For those who decry contemporary music, the easy rejoinder is that Beethoven was once contemporary. And his Eroica Symphony, with all its dissonances and extreme demands upon players and audience, grew into the greatest orchestral work ever written.
We haven’t quite reached that with Birmingham Contemporary Music Group, though over their quarter-century of existence they have furnished the repertoire with many pieces worthy of further hearings.
And on Sunday we heard a repeat performance (something of a rarity in itself for contemporary works) of a recent BCMG goodie, Only the Sound Remains for viola and chamber ensemble.
At 35 minutes this is probably Howard Skempton’s longest composition (he has a reputation as a miniaturist), and constitutes a valuable addition to such a limited repertoire. During an interval discussion, Webern was frequently referred to, but it was Berg’s Violin Concerto which came to mind during a work which ruminates elegiacally, which gleams with sought-after sunshine, which is so expertly, sensitively scored, and in which passages remain in the memory. How much music today can say that?
Christopher Yates was the expressive soloist, and Martyn Brabbins the coaxing, assiduous conductor, also presiding offstage over an engaging account of Words and Music, a radio play with words by Samuel Beckett, and music added much later by Morton Feldman.
This is a piece which, like Richard Strauss’ Capriccio, explores the relationship between words and music, and engages throughout in the irony of its text and the subtlety of its music. William Oxborrow and Thomas Howes were the disembodied actors presenting themselves through stark loudspeakers – and didn’t it work!
It was perhaps tactless to sandwich between these two masterly composers the world premiere of Deep, by the Japanese Shiori Usui, BCMG composer-in-residence, and herself an enthusiastic voice-medium performer.

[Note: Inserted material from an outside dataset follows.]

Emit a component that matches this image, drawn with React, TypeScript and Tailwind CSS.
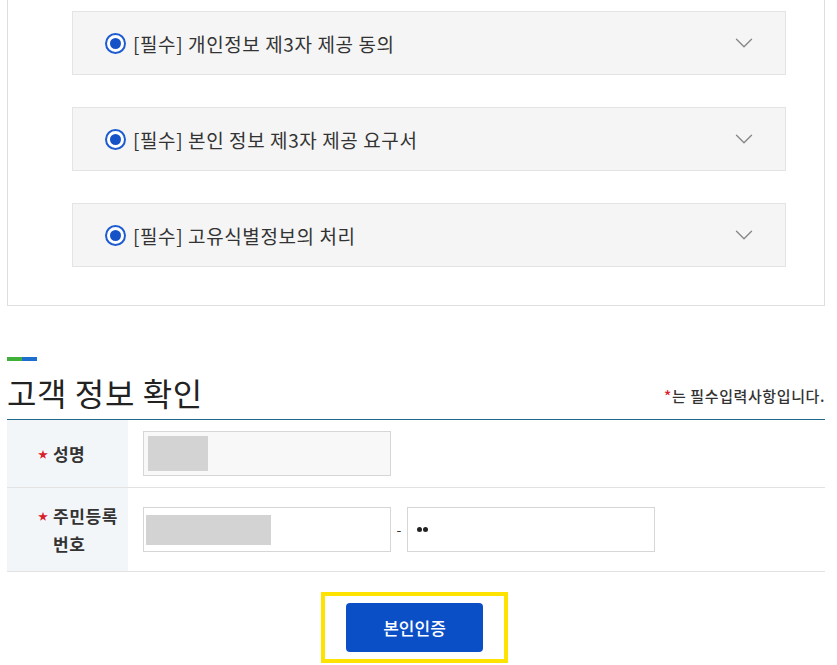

Audience-members sat around on special cushions in order to experience floor-vibrations, instrumentalists interweaving among them as well as playing to us down from the galleries. There were some wonderful submarine rumblings amid these surround-effects, but we also heard jungle-resonances – not least among the belchings which punctuated a glitztily romantic piano solo as the conclusion approached. Too much aural extravagance, perhaps, from the composer.